The biggest limits are based on the fact that Aurora Postgres doesn't use a filesystem. Rather, Amazon has created a block-based back end for Postgres that allows clustered access to the data store. The data store itself, like EBS, is replicated for performance and redundancy. This has some interesting side effects. Postgres was built around the assumption that the filesystem cache was the primary block cache. You allocate a fairly limited amount of memory to the internal Postgres shared memory pool and leave the rest to be used by the filesystem block cache. Aurora Postgres, on the other hand, must assign that memory to the internal Postgres shared memory pool in order to serve as cache since there is no filesystem and thus no filesystem block cache. Unlike the filesystem block cache pool, Postgres jobs cannot take memory away from the internal shared memory pool in order to accomplish whatever task they are doing. The end result is that internal jobs that require a lot of memory can die with out of memory errors since there's not enough memory outside the Postgres shared memory pool to allocate for that job.
The other big limitation is that Aurora Postgres has limited space for handling large sorts or indexing operations. Regular Postgres uses a directory, pgsql_tmp, in a tablespace to store temporary heap results for sorts and indexes too big to fit in work_mem (which by default is 2gb). This can be as big as your filesystem allows. If, for example, I have 500gb free in my tablespace, I have no trouble sorting an entire 150gb table into an arbitrary order then exporting it to an external consumer.
But remember, Aurora Postgres doesn't have a filesystem for its tablespace. It has a block store. Instead, Aurora Postgres instances that are doing large sorts or indexing large files use local storage, which is currently 2x the size of memory. That is, if an Aurora database instance has 72gb of memory, you only have 144gb of temporary space. Good luck sorting that 150gb table.
What this means for me is that Aurora Postgres has some interesting scalability limits when dealing with very large data sets. I'm currently managing about 2 billion rows in Postgres. Needless to say, this requires a lot of very large indexes in order to segment this data space into usable consumable subsets. Creating these indexes is a slow and tedious problem on Aurora Postgres because you have to do them one at a time, you can't do them in parallel, due to the lack of temporary space to use for the sort heaps. And if I'm querying and sorting significant subsets of this database, again Aurora Postgres has some serious limits due to the inability to expand pgsql_tmp.
My guess is that people who are dealing with much fewer rows, but who are querying those rows with much greater frequency, will have a more successful experience with Aurora Postgres. But then they'll run into the IOPS costs. Basically, to get the same IOPS that would cost me $1200/month on EBS, I'd end up paying around $4,000/month on Aurora.
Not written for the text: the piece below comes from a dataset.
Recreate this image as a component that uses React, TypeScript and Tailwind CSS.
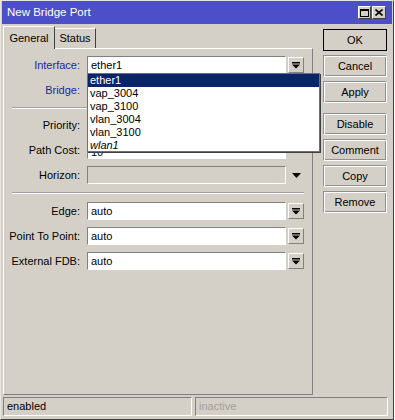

So: What's the point of Aurora? Aurora does have a couple of positives. You can create additional read replicas virtually instantly, since they're just pointed at the same shared block storage. Failover simply happens, and happens almost instantly. And from a management point of view, Aurora makes the database administrator's job far simpler since you no longer have to closely monitor your tablespaces and expand your block storage as needed (and reallocate tables and indexes across multiple tablespaces using pg_repack) in order to handle growing your dataset. Still, in its current state of development, given its limitations and high costs compared to running your own cluster, I really cannot recommend Aurora Postgres.